Data segment:
———

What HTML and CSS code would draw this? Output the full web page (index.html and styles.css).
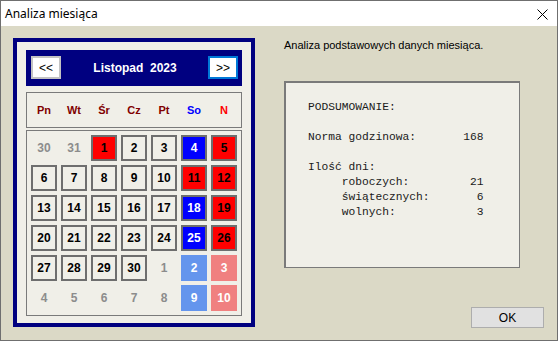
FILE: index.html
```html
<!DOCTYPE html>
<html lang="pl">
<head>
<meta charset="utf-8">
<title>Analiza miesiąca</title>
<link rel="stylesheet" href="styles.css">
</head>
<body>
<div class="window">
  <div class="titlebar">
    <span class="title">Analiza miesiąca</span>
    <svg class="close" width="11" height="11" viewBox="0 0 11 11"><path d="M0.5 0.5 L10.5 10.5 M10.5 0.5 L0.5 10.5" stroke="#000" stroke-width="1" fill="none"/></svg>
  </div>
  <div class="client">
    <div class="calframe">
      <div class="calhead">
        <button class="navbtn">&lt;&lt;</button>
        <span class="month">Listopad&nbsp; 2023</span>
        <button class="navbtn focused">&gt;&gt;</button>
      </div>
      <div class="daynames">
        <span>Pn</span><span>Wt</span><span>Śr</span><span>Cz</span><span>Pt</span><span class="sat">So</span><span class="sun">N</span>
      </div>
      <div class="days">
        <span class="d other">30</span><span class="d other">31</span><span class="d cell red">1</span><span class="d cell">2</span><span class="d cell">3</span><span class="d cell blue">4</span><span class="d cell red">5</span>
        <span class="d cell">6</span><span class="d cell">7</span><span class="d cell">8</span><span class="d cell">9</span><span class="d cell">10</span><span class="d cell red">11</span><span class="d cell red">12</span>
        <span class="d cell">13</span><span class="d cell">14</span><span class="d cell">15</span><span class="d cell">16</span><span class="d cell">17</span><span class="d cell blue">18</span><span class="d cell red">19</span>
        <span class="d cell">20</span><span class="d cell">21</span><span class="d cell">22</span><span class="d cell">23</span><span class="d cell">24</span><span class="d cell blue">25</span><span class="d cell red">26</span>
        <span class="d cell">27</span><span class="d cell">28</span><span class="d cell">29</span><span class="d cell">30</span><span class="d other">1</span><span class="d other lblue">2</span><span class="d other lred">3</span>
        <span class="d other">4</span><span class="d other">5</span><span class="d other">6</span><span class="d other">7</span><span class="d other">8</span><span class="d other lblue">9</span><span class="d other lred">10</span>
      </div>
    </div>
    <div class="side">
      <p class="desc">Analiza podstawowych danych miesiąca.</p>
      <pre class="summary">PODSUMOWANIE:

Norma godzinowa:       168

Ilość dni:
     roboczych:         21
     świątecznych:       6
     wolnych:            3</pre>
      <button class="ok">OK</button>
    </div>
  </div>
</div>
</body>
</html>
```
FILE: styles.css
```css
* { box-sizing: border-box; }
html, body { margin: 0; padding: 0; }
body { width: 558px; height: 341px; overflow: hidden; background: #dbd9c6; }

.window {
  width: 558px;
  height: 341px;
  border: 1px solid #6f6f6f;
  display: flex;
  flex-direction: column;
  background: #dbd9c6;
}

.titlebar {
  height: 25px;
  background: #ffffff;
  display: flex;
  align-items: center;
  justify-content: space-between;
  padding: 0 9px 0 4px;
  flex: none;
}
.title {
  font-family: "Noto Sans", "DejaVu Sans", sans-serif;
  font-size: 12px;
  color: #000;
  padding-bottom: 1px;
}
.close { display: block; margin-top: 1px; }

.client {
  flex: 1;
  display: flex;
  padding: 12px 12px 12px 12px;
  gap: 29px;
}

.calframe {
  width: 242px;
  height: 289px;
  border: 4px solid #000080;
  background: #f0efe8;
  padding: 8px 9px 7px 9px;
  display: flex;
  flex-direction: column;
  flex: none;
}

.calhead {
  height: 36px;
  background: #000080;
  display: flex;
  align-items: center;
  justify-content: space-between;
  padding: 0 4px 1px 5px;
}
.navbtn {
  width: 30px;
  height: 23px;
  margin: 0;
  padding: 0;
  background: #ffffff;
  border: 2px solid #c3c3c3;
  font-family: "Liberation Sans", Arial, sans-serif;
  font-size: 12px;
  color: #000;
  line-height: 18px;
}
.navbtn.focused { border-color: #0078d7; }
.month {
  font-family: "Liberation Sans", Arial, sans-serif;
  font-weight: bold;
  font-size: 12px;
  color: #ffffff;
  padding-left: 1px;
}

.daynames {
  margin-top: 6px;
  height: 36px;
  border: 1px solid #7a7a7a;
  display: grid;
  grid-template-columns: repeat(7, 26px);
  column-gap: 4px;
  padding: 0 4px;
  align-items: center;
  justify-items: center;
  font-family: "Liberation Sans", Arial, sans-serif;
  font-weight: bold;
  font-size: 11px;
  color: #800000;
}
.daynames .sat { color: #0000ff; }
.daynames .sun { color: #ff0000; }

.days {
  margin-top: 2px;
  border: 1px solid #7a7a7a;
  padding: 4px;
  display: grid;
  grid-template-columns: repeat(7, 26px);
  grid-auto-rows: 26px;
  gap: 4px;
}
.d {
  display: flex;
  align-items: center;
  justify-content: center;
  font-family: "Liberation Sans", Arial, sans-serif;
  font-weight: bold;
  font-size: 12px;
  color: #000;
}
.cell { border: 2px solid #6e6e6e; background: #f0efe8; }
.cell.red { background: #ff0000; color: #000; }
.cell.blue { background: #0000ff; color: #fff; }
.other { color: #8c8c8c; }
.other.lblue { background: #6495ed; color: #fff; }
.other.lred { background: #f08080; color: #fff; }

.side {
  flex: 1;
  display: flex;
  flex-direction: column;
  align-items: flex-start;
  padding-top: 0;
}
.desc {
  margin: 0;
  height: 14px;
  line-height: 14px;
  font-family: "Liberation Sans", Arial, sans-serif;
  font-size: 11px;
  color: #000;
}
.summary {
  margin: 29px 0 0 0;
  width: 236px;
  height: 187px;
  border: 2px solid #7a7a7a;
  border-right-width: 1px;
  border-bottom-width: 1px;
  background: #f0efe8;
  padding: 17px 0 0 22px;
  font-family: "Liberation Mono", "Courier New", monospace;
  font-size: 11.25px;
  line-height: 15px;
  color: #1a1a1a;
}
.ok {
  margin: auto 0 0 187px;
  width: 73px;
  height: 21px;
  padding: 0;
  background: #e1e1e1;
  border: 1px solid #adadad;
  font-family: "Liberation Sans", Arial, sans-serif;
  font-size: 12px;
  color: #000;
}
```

———

Instructions to follow:
Take the data above and repeat it exactly, leaving each picture out.

Exercise response:
What HTML and CSS code would draw this? Output the full web page (index.html and styles.css).
FILE: index.html
```html
<!DOCTYPE html>
<html lang="pl">
<head>
<meta charset="utf-8">
<title>Analiza miesiąca</title>
<link rel="stylesheet" href="styles.css">
</head>
<body>
<div class="window">
  <div class="titlebar">
    <span class="title">Analiza miesiąca</span>
    <svg class="close" width="11" height="11" viewBox="0 0 11 11"><path d="M0.5 0.5 L10.5 10.5 M10.5 0.5 L0.5 10.5" stroke="#000" stroke-width="1" fill="none"/></svg>
  </div>
  <div class="client">
    <div class="calframe">
      <div class="calhead">
        <button class="navbtn">&lt;&lt;</button>
        <span class="month">Listopad&nbsp; 2023</span>
        <button class="navbtn focused">&gt;&gt;</button>
      </div>
      <div class="daynames">
        <span>Pn</span><span>Wt</span><span>Śr</span><span>Cz</span><span>Pt</span><span class="sat">So</span><span class="sun">N</span>
      </div>
      <div class="days">
        <span class="d other">30</span><span class="d other">31</span><span class="d cell red">1</span><span class="d cell">2</span><span class="d cell">3</span><span class="d cell blue">4</span><span class="d cell red">5</span>
        <span class="d cell">6</span><span class="d cell">7</span><span class="d cell">8</span><span class="d cell">9</span><span class="d cell">10</span><span class="d cell red">11</span><span class="d cell red">12</span>
        <span class="d cell">13</span><span class="d cell">14</span><span class="d cell">15</span><span class="d cell">16</span><span class="d cell">17</span><span class="d cell blue">18</span><span class="d cell red">19</span>
        <span class="d cell">20</span><span class="d cell">21</span><span class="d cell">22</span><span class="d cell">23</span><span class="d cell">24</span><span class="d cell blue">25</span><span class="d cell red">26</span>
        <span class="d cell">27</span><span class="d cell">28</span><span class="d cell">29</span><span class="d cell">30</span><span class="d other">1</span><span class="d other lblue">2</span><span class="d other lred">3</span>
        <span class="d other">4</span><span class="d other">5</span><span class="d other">6</span><span class="d other">7</span><span class="d other">8</span><span class="d other lblue">9</span><span class="d other lred">10</span>
      </div>
    </div>
    <div class="side">
      <p class="desc">Analiza podstawowych danych miesiąca.</p>
      <pre class="summary">PODSUMOWANIE:

Norma godzinowa:       168

Ilość dni:
     roboczych:         21
     świątecznych:       6
     wolnych:            3</pre>
      <button class="ok">OK</button>
    </div>
  </div>
</div>
</body>
</html>
```
FILE: styles.css
```css
* { box-sizing: border-box; }
html, body { margin: 0; padding: 0; }
body { width: 558px; height: 341px; overflow: hidden; background: #dbd9c6; }

.window {
  width: 558px;
  height: 341px;
  border: 1px solid #6f6f6f;
  display: flex;
  flex-direction: column;
  background: #dbd9c6;
}

.titlebar {
  height: 25px;
  background: #ffffff;
  display: flex;
  align-items: center;
  justify-content: space-between;
  padding: 0 9px 0 4px;
  flex: none;
}
.title {
  font-family: "Noto Sans", "DejaVu Sans", sans-serif;
  font-size: 12px;
  color: #000;
  padding-bottom: 1px;
}
.close { display: block; margin-top: 1px; }

.client {
  flex: 1;
  display: flex;
  padding: 12px 12px 12px 12px;
  gap: 29px;
}

.calframe {
  width: 242px;
  height: 289px;
  border: 4px solid #000080;
  background: #f0efe8;
  padding: 8px 9px 7px 9px;
  display: flex;
  flex-direction: column;
  flex: none;
}

.calhead {
  height: 36px;
  background: #000080;
  display: flex;
  align-items: center;
  justify-content: space-between;
  padding: 0 4px 1px 5px;
}
.navbtn {
  width: 30px;
  height: 23px;
  margin: 0;
  padding: 0;
  background: #ffffff;
  border: 2px solid #c3c3c3;
  font-family: "Liberation Sans", Arial, sans-serif;
  font-size: 12px;
  color: #000;
  line-height: 18px;
}
.navbtn.focused { border-color: #0078d7; }
.month {
  font-family: "Liberation Sans", Arial, sans-serif;
  font-weight: bold;
  font-size: 12px;
  color: #ffffff;
  padding-left: 1px;
}

.daynames {
  margin-top: 6px;
  height: 36px;
  border: 1px solid #7a7a7a;
  display: grid;
  grid-template-columns: repeat(7, 26px);
  column-gap: 4px;
  padding: 0 4px;
  align-items: center;
  justify-items: center;
  font-family: "Liberation Sans", Arial, sans-serif;
  font-weight: bold;
  font-size: 11px;
  color: #800000;
}
.daynames .sat { color: #0000ff; }
.daynames .sun { color: #ff0000; }

.days {
  margin-top: 2px;
  border: 1px solid #7a7a7a;
  padding: 4px;
  display: grid;
  grid-template-columns: repeat(7, 26px);
  grid-auto-rows: 26px;
  gap: 4px;
}
.d {
  display: flex;
  align-items: center;
  justify-content: center;
  font-family: "Liberation Sans", Arial, sans-serif;
  font-weight: bold;
  font-size: 12px;
  color: #000;
}
.cell { border: 2px solid #6e6e6e; background: #f0efe8; }
.cell.red { background: #ff0000; color: #000; }
.cell.blue { background: #0000ff; color: #fff; }
.other { color: #8c8c8c; }
.other.lblue { background: #6495ed; color: #fff; }
.other.lred { background: #f08080; color: #fff; }

.side {
  flex: 1;
  display: flex;
  flex-direction: column;
  align-items: flex-start;
  padding-top: 0;
}
.desc {
  margin: 0;
  height: 14px;
  line-height: 14px;
  font-family: "Liberation Sans", Arial, sans-serif;
  font-size: 11px;
  color: #000;
}
.summary {
  margin: 29px 0 0 0;
  width: 236px;
  height: 187px;
  border: 2px solid #7a7a7a;
  border-right-width: 1px;
  border-bottom-width: 1px;
  background: #f0efe8;
  padding: 17px 0 0 22px;
  font-family: "Liberation Mono", "Courier New", monospace;
  font-size: 11.25px;
  line-height: 15px;
  color: #1a1a1a;
}
.ok {
  margin: auto 0 0 187px;
  width: 73px;
  height: 21px;
  padding: 0;
  background: #e1e1e1;
  border: 1px solid #adadad;
  font-family: "Liberation Sans", Arial, sans-serif;
  font-size: 12px;
  color: #000;
}
```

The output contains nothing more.